The Court’s analysis of the states where Ford actually sold the cars at issue (Washington and North Dakota) demonstrates this potential shift of emphasis in the future. Those states have a strong connection between the defendant’s conduct and the lawsuit. It is in those states that Ford took affirmative actions that more directly relate to the plaintiffs and their particular claims. But the Court diminishes Washington and North Dakota’s appropriateness as fora because the states had a lesser connection to the claims: “For each of those States, the suit involves all out-of-state parties, an out-of-state accident, and out-of-state injuries; the suit’s only connection with the State is that a former owner once (many years earlier) bought the car there.” Id. at 15 (emphasis added). That analysis ignores the defendant’s in-state conduct in Washington and North Dakota.

Given the Court’s rejection of Ford’s “strict causal relationship” arguments, the new decision threatens to expand personal jurisdiction in unforeseeable ways. Defendants should be prepared to face more lawsuits filed outside the defendant’s home state, relying on Ford as a jurisdictional hook.



[i] Bristol-Myers Squibb Co. v. Superior Ct. of California, San Francisco Cty., 137 S. Ct. 1773 (2017).

[ii] See, e.g., Menken v. Emm, 503 F.3d 1050, 1058 (9th Cir. 2007) (“[T]he Ninth Circuit follows the ‘but for’ test.”); Tatro v. Manor Care, Inc., 625 N.E.2d 549, 553 (Mass. 1994) (adopting “a ‘but for’ test”); Shute v. Carnival Cruise Lines, 783 P.2d 78, 81-82 (Wash. 1989) (en banc) (“We adopt the ‘but for’ test.”).

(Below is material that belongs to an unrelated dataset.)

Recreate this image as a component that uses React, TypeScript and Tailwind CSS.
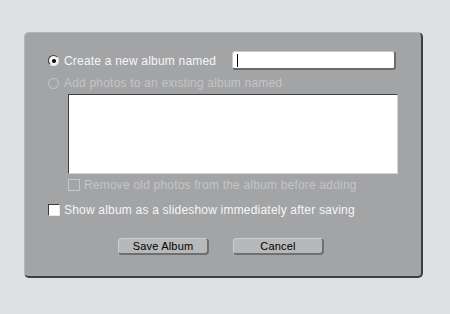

[iii] See, e.g., O’Connor v. Sandy Lane Hotel Co., 496 F.3d 312, 323 (3d Cir. 2007) (“[S]pecific jurisdiction requires a closer and more direct causal connection than that provided by the but-for test”); uBID, Inc. v. GoDaddy Grp., Inc., 623 F.3d 421, 430 (7th Cir. 2010) (“But-for causation would be ‘vastly overinclusive.’ . . . On the other hand, requiring proximate causation between contacts and claim would exclude too many claims”).

[iv] See, e.g., Beydoun v. Wataniya Rests. Holding, Q.S.C., 768 F.3d 499, 507508 (6th Cir. 2014) (“[T]he Supreme Court has emphasized that only consequences that proximately result from a party’s contacts with a forum state will give rise to jurisdiction.”); Harlow v. Children’s Hosp., 432 F.3d 50, 61 (1st Cir. 2005) (“[D]ue process demands something like a ‘proximate cause’ nexus”).

[v] See, e.g., Compania de Inversiones Mercantiles, S.A. v. Grupo Cementos de Chihuahua S.A.B. de C.V., 970 F.3d 1269, 1285 (10th Cir. 2020) (“This court on several occasions has declined to choose between but-for and proximate causation, finding that neither test was outcome determinative given the facts at hand.”).

[vi] See Helicopteros Nacionales de Colombia, S.A. v. Hall, 466 U.S. 408, 416 n.10 (1984) (“[W]e decline to reach the question[] [of] whether the terms ‘arising out of’ and ‘related to’ describe different connections between a cause of action and a defendant's contacts with a forum); In re Chinese-Manufactured Drywall Prod. Liab. Litig., 753 F.3d 521, 543 (5th Cir. 2014) (“The Supreme Court has yet to distinguish between the ‘arise out of’ and ‘relate to’ requirements.”).

[vii] Bristol-Myers Squibb Co., 137 S. Ct. 1773, 1780 (2017) (“[T]he suit [must] arise out of or relate to the defendants contacts with the forum.”).